If a source asked for anonymity, we say so in the story and we explain why we agreed. Typical reasons: fear of retaliation in their workplace, sensitive personal information, an ongoing legal matter where speaking on the record would expose the source to harm.
Anonymous sources are not used for opinion or speculation. They are used for facts the source is in a position to know and that we can corroborate.
Reader access.
The editor's direct email and phone are public. So is the tip line, which is confidential — see /tip-line. If you have a story, a correction, a complaint, or a question about how we cover something, there is a person you can reach. Reach them.
- Newsroom: newsroom@themagnoliastandard.news
- Corrections: corrections@themagnoliastandard.news
- Tip line: /tip-line
- Editor: editor@themagnoliastandard.news
What we will not do.
A short list, written down so it is easy to point at:
- We will not sell ads to a business and then assign that business's family member a "Resident of the Month" feature, or any similar feature dressed up as editorial.
- We will not run a sponsored piece without sponsorship disclosure. Not as a favor. Not as a one-time exception. Not ever.
- We will not lock advertisers into multi-year non-cancellable contracts. Ad commitments are month-to-month or annual with a clean exit. If our paper stops working for an advertiser, they should be free to leave.

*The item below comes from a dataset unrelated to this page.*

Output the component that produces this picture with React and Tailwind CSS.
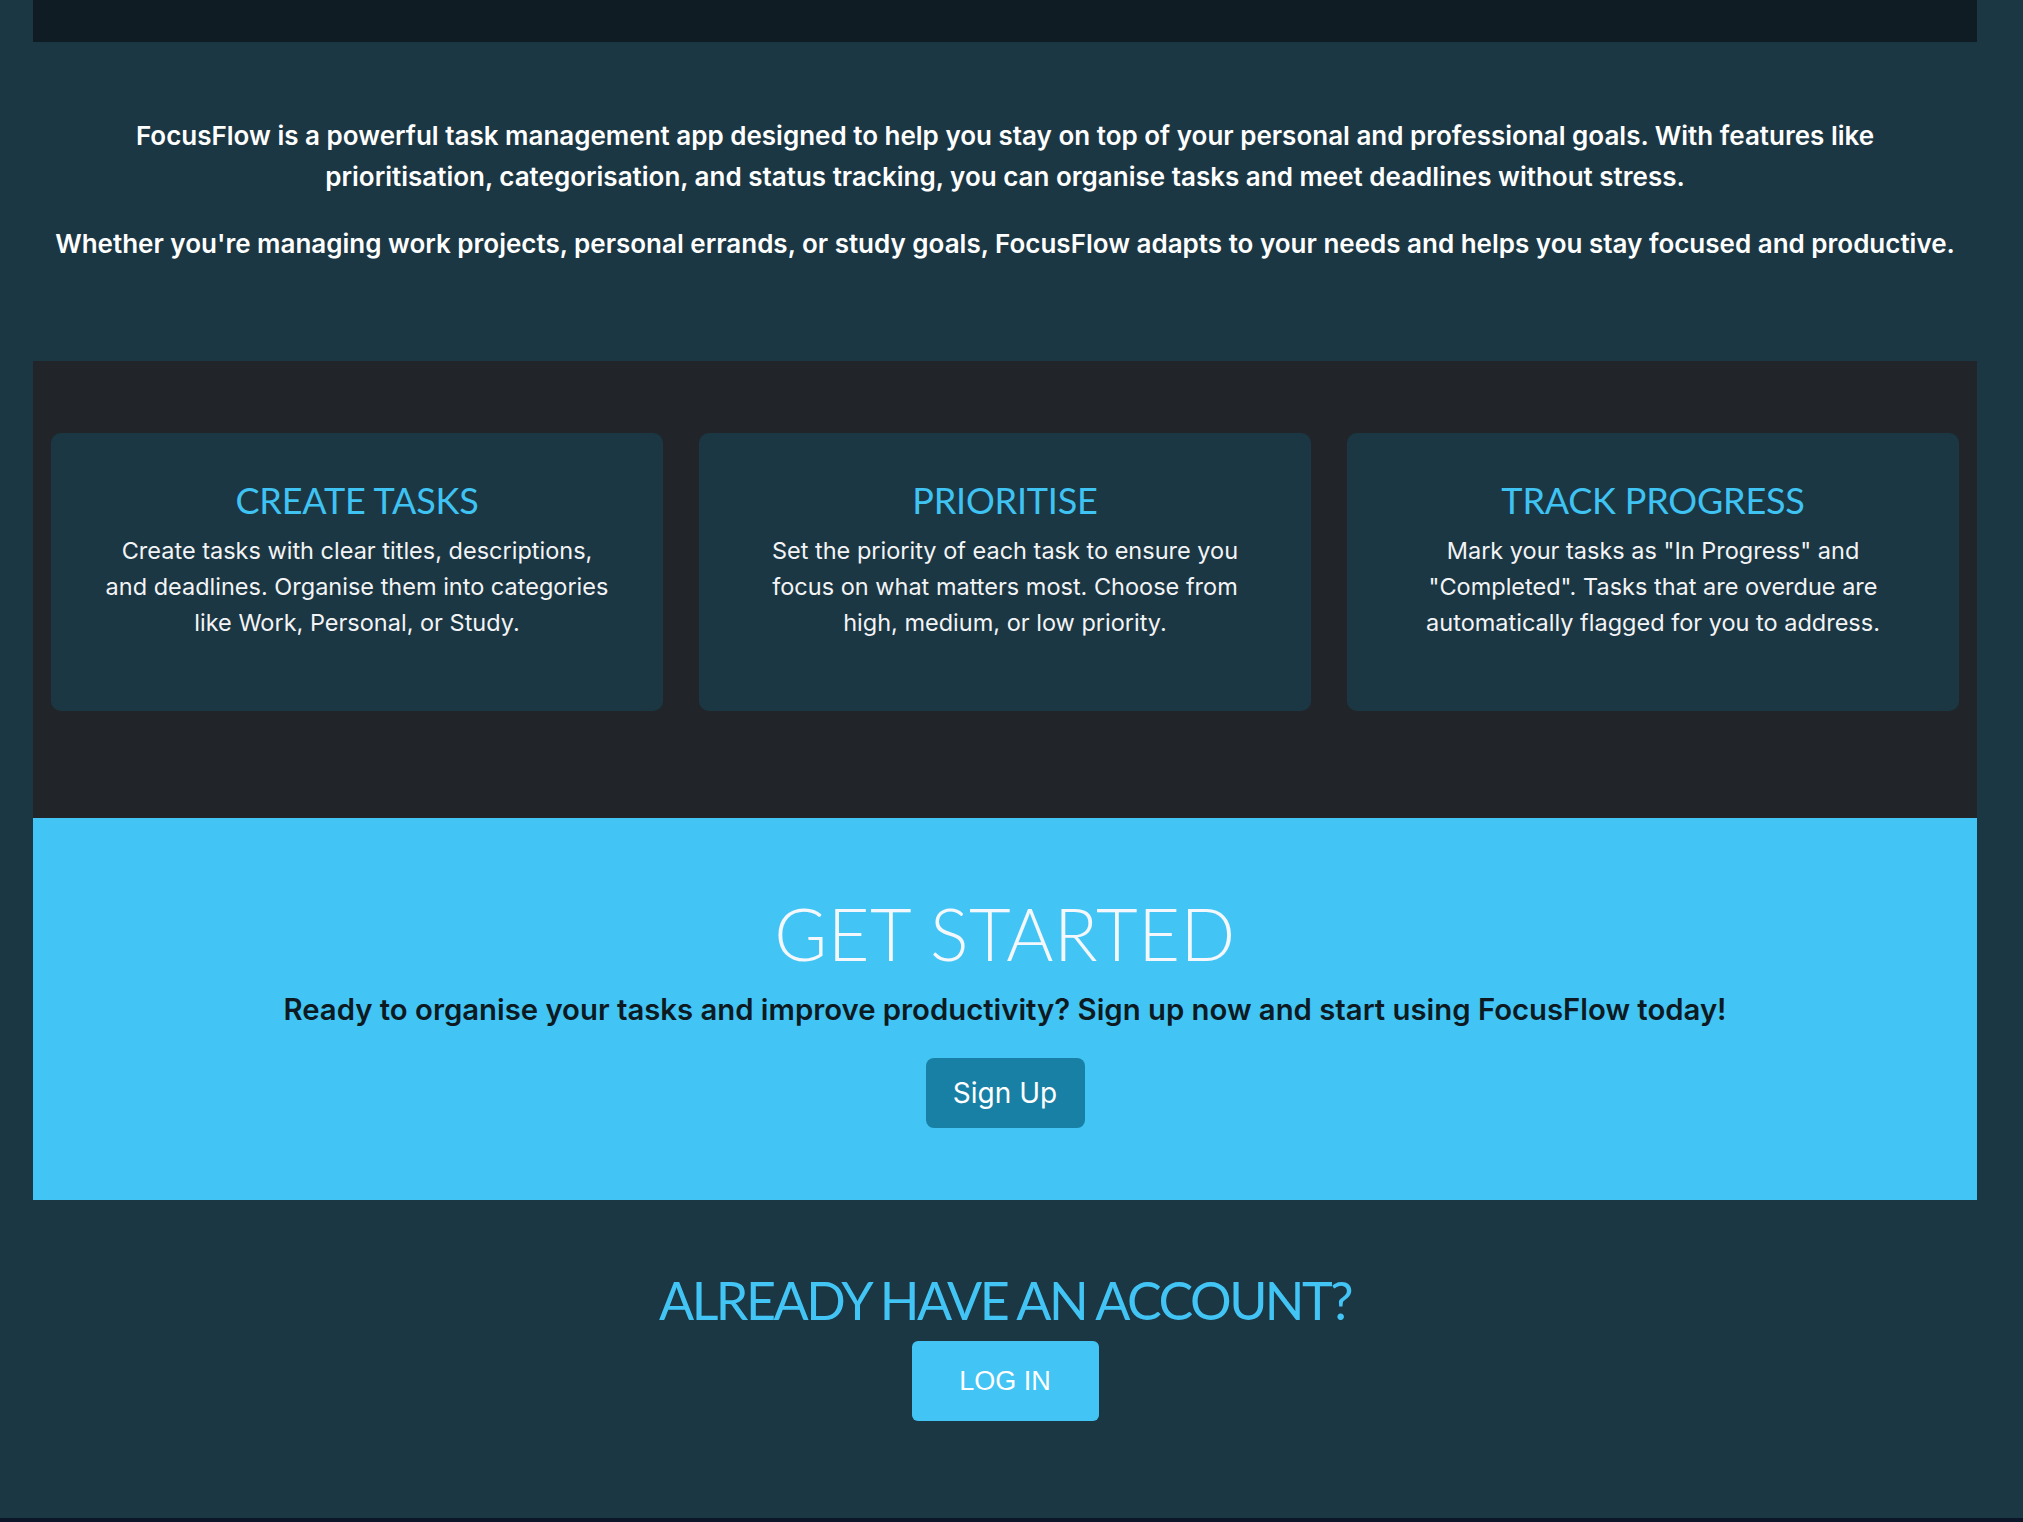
import React from "react";

function Card({ title, children }) {
  return (
    <div className="h-[278px] rounded-[10px] bg-[#1c3744] px-[50px] pt-[46px] text-center">
      <h3 className="font-['Lato',sans-serif] text-[36px] leading-[42px] font-normal text-[#3fc3f3] tracking-[-0.2px]">{title}</h3>
      <p className="mt-[12px] font-['Inter',sans-serif] text-[23.5px] leading-[36px] text-[#f3f4f6]">{children}</p>
    </div>
  );
}

export default function App() {
  return (
    <div className="min-h-screen bg-[#1c3744]">
      <div className="ml-[33px] w-[1944px]">
        <div className="h-[42px] bg-[#0f1c23]" />
        <section className="px-[14px] pt-[73px] pb-[97px] text-center font-['Inter',sans-serif] font-semibold text-white text-[26px] leading-[41px]">
          <p className="px-[58px]">
            FocusFlow is a powerful task management app designed to help you stay on top of your personal and professional goals. With features like prioritisation, categorisation, and status tracking, you can organise tasks and meet deadlines without stress.
          </p>
          <p className="mt-[26px]">
            Whether you're managing work projects, personal errands, or study goals, FocusFlow adapts to your needs and helps you stay focused and productive.
          </p>
        </section>
        <section className="bg-[#212529] px-[18px] pt-[72px] pb-[107px]">
          <div className="grid grid-cols-3 gap-[36px]">
            <Card title="CREATE TASKS">
              Create tasks with clear titles, descriptions, and deadlines. Organise them into categories like Work, Personal, or Study.
            </Card>
            <Card title="PRIORITISE">
              Set the priority of each task to ensure you focus on what matters most. Choose from high, medium, or low priority.
            </Card>
            <Card title="TRACK PROGRESS">
              Mark your tasks as "In Progress" and "Completed". Tasks that are overdue are automatically flagged for you to address.
            </Card>
          </div>
        </section>
        <section className="h-[382px] bg-[#42c5f5] pt-[77px] text-center">
          <h2 className="font-['Lato',sans-serif] font-light text-[72px] leading-[76px] text-[#f4f7fb] tracking-[0.5px]">GET STARTED</h2>
          <p className="mt-[21px] font-['Inter',sans-serif] font-semibold text-[29.3px] leading-[36px] text-[#0e1a22]">
            Ready to organise your tasks and improve productivity? Sign up now and start using FocusFlow today!
          </p>
          <button className="mt-[30px] h-[70px] w-[159px] rounded-[8px] bg-[#1880a5] font-['Inter',sans-serif] text-[28px] text-white">
            Sign Up
          </button>
        </section>
        <section className="h-[318px] pt-[74px] text-center">
          <h2 className="font-['Lato',sans-serif] font-normal text-[52px] leading-[52px] text-[#42c5f5] tracking-[-2.5px]">ALREADY HAVE AN ACCOUNT?</h2>
          <button className="mt-[15px] h-[80px] w-[187px] rounded-[6px] bg-[#42c5f5] font-['Liberation_Sans',Arial,sans-serif] text-[27px] text-white">
            LOG IN
          </button>
        </section>
      </div>
      <footer className="h-[60px] bg-[#0b1628]" />
    </div>
  );
}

- We will not promise favorable coverage in exchange for advertising. We will not hint at it either. A sales call is a sales call. It does not come with editorial currency attached.
- We will not sell editorial coverage under any other name — "featured profile," "spotlight," "community partner story" — if the placement is paid, it is labeled Sponsored. See above.
Last reviewed.
This page was last reviewed on May 14, 2026. We review it every six months and after any major editorial incident. When the policy changes, the change appears here, dated, with the previous wording archived. You should be able to see what we used to say, what we say now, and when we moved from one to the other.